━━━━━ Given data ━━━━━

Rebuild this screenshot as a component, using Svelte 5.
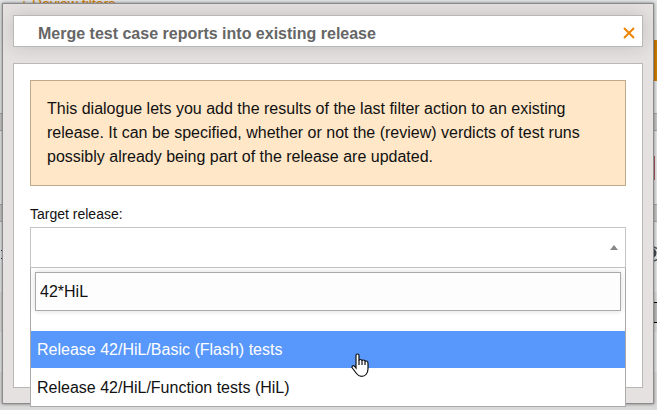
<script lang="ts">
  const releases = [
    'Release 42/HiL/Basic (Flash) tests',
    'Release 42/HiL/Function tests (HiL)',
  ];

  let open = $state(true);
  let target = $state('');
  let query = $state('42*HiL');
  let active = $state(0);

  const matches = $derived.by(() => {
    const parts = query.toLowerCase().split('*').map((p) => p.replace(/[.+?^${}()|[\]\\]/g, '\\$&'));
    const pattern = new RegExp(parts.join('.*'));
    return releases.filter((r) => pattern.test(r.toLowerCase()));
  });
</script>

<div class="page">
  <div class="toolbar">
    <a class="filter-link" href="#filters">+ Review filters</a>
    <div class="action"></div>
  </div>
  <div class="bar"></div>
  <div class="section">
    <div class="verdict"></div>
  </div>
  <div class="bar"></div>
  <div class="row tall">
    <div class="mark"></div>
    <svg class="eye" viewBox="0 0 24 16" width="24" height="16">
      <path d="M1 8Q12-6 23 8Q12 22 1 8Z" fill="none" stroke="#555b60" stroke-width="1.5" />
      <circle cx="12" cy="7" r="4.5" fill="#444b50" />
    </svg>
  </div>
  <div class="row dark">
    <div class="box"></div>
  </div>
  <div class="row"></div>
  <div class="row dark"></div>
</div>

{#if open}
  <div class="dialog" role="dialog" aria-labelledby="dialog-title">
    <header class="dialog-header">
      <h1 id="dialog-title">Merge test case reports into existing release</h1>
      <button class="close" type="button" aria-label="Close" onclick={() => (open = false)}>
        <svg viewBox="0 0 12 12" width="12" height="12">
          <path d="M1 1L11 11M11 1L1 11" fill="none" stroke="#ee8500" stroke-width="2" />
        </svg>
      </button>
    </header>

    <div class="panel">
      <p class="notice">
        This dialogue lets you add the results of the last filter action to an existing release. It
        can be specified, whether or not the (review) verdicts of test runs possibly already being
        part of the release are updated.
      </p>

      <label for="target">Target release:</label>
      <div class="combo">
        <select id="target" bind:value={target}>
          <option value=""></option>
          {#each releases as release}
            <option value={release}>{release}</option>
          {/each}
        </select>
        <span class="arrow"></span>

        <div class="dropdown">
          <input type="text" aria-label="Search release" bind:value={query} />
          <ul role="listbox" aria-label="Releases">
            {#each matches as release, i}
              <li role="option" aria-selected={i === active} class:active={i === active}>
                <button type="button" onmouseenter={() => (active = i)} onclick={() => (target = release)}>
                  {release}
                </button>
              </li>
            {/each}
          </ul>
        </div>
      </div>
    </div>
  </div>

  <svg class="pointer" viewBox="0 0 18 24" width="18" height="24">
    <path
      d="M5 14V2.5Q5 1 6.5 1T8 2.5V7.5Q8.2 6.5 9.5 6.5T11 8Q11.2 7 12.5 7T14 8.7Q14.3 7.8 15.5 8T17 10V16Q17 19 15 21.5Q13.5 23.3 10.5 23.3Q7.5 23.3 5.5 20.5L1.3 15Q.6 13.7 1.5 13T3.5 13.2L5 15Z"
      fill="#fff"
      stroke="#111"
      stroke-width="1.2"
    />
    <path d="M8 7V12M11 8V12M14 9V12" fill="none" stroke="#111" stroke-width="1.2" />
  </svg>
{/if}

<style>
  :global(body) {
    margin: 0;
    font-family: 'Liberation Sans', Arial, sans-serif;
    font-size: 16px;
    color: #111;
    background: #e1e1e1;
  }

  .page {
    display: flex;
    flex-direction: column;
    height: 100vh;
    overflow: hidden;
    background: #e2e4e5;
  }

  .toolbar {
    display: flex;
    flex: none;
    justify-content: space-between;
    height: 113px;
  }

  .filter-link {
    padding-left: 20px;
    font-size: 14px;
    line-height: 9px;
    color: #d98200;
    text-decoration: none;
  }

  .action {
    width: 40px;
    height: 41px;
    margin-top: 40px;
    background: #d07c00;
  }

  .bar {
    box-sizing: border-box;
    flex: none;
    height: 18px;
    background: #c6c6c6;
    border: solid #a5a5a5;
    border-width: 1px 0;
  }

  .section,
  .row {
    display: flex;
    align-items: center;
    justify-content: flex-end;
    flex: none;
    box-sizing: border-box;
  }

  .section {
    height: 73px;
  }

  .verdict {
    width: 6px;
    height: 24px;
    margin-right: 2px;
    background: #b65c5c;
  }

  .row {
    height: 40px;
  }

  .row.tall {
    height: 70px;
    padding-bottom: 6px;
    justify-content: space-between;
  }

  .row.dark {
    background: #dadada;
  }

  .mark {
    width: 2px;
    height: 7px;
    margin-left: 1px;
    border: solid #34424c;
    border-width: 1px 0;
  }

  .eye {
    margin-right: -7px;
  }

  .box {
    width: 20px;
    height: 19px;
    background: #bbb;
    border: solid #000;
    border-width: 1px 0;
  }

  .dialog {
    position: absolute;
    inset: 3px 3px 6px 2px;
    box-sizing: border-box;
    display: flex;
    flex-direction: column;
    gap: 16px;
    padding: 11px 10px 15px;
    background: #e5e1e0;
    border: 1px solid #8c8c8c;
    box-shadow: 0 0 3px rgba(0, 0, 0, 0.5);
  }

  .dialog-header {
    display: flex;
    align-items: center;
    justify-content: space-between;
    box-sizing: border-box;
    height: 32px;
    padding: 0 7px 0 24px;
    background: #fff;
    border: 1px solid #b8b8b8;
    box-shadow: 0 0 18px rgba(0, 0, 0, 0.15);
  }

  h1 {
    margin: 0;
    padding-top: 6px;
    font-size: 16px;
    line-height: 20px;
    color: #666;
  }

  .close {
    display: flex;
    padding: 4px 0 0;
    border: 0;
    background: none;
    cursor: pointer;
  }

  .panel {
    display: flex;
    flex: 1;
    flex-direction: column;
    padding: 16px;
    background: #fff;
    border: 1px solid #b8b8b8;
  }

  .notice {
    margin: 0 0 18px;
    padding: 16px;
    line-height: 24px;
    background: #ffe7c8;
    border: 1px solid #bfaa8c;
  }

  label {
    margin-bottom: 3px;
    font-size: 14px;
    line-height: 20px;
  }

  .combo {
    position: relative;
    display: grid;
    align-items: center;
  }

  .combo > select,
  .arrow {
    grid-area: 1 / 1;
  }

  select {
    width: 100%;
    height: 41px;
    padding: 0 6px;
    font: inherit;
    color: inherit;
    background: #fff;
    border: 1px solid #c4c4c4;
    border-radius: 0;
    appearance: none;
  }

  .arrow {
    justify-self: end;
    margin-right: 8px;
    border: 4px solid transparent;
    border-top: 0;
    border-bottom: 5px solid #888;
    pointer-events: none;
  }

  .dropdown {
    position: absolute;
    top: 100%;
    left: 0;
    right: 0;
    padding-top: 4px;
    background: #fff;
    border: solid #aaa;
    border-width: 0 1px 1px;
  }

  .dropdown input {
    display: block;
    box-sizing: border-box;
    width: calc(100% - 8px);
    height: 39px;
    margin: 0 4px 20px;
    padding: 0 4px;
    font: inherit;
    color: inherit;
    background: #fdfdfd;
    border: 1px solid #aaa;
    box-shadow: 0 0 6px rgba(0, 0, 0, 0.15);
    outline: none;
  }

  ul {
    display: flex;
    flex-direction: column;
    gap: 1px;
    margin: 0;
    padding: 0;
    list-style: none;
  }

  li.active {
    color: #fff;
    background: #5897fb;
  }

  li button {
    display: block;
    width: 100%;
    height: 37px;
    padding: 0 6px;
    font: inherit;
    color: inherit;
    text-align: left;
    background: none;
    border: 0;
    cursor: pointer;
  }

  .pointer {
    position: absolute;
    top: 353px;
    left: 351px;
    pointer-events: none;
  }
</style>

━━━━━

■ Stated problem
Repeat only what lies between the start of the data and the end of the line containing "let active = $state(0);", exactly, with pictures left out.

■ Task response
Rebuild this screenshot as a component, using Svelte 5.
<script lang="ts">
  const releases = [
    'Release 42/HiL/Basic (Flash) tests',
    'Release 42/HiL/Function tests (HiL)',
  ];

  let open = $state(true);
  let target = $state('');
  let query = $state('42*HiL');
  let active = $state(0);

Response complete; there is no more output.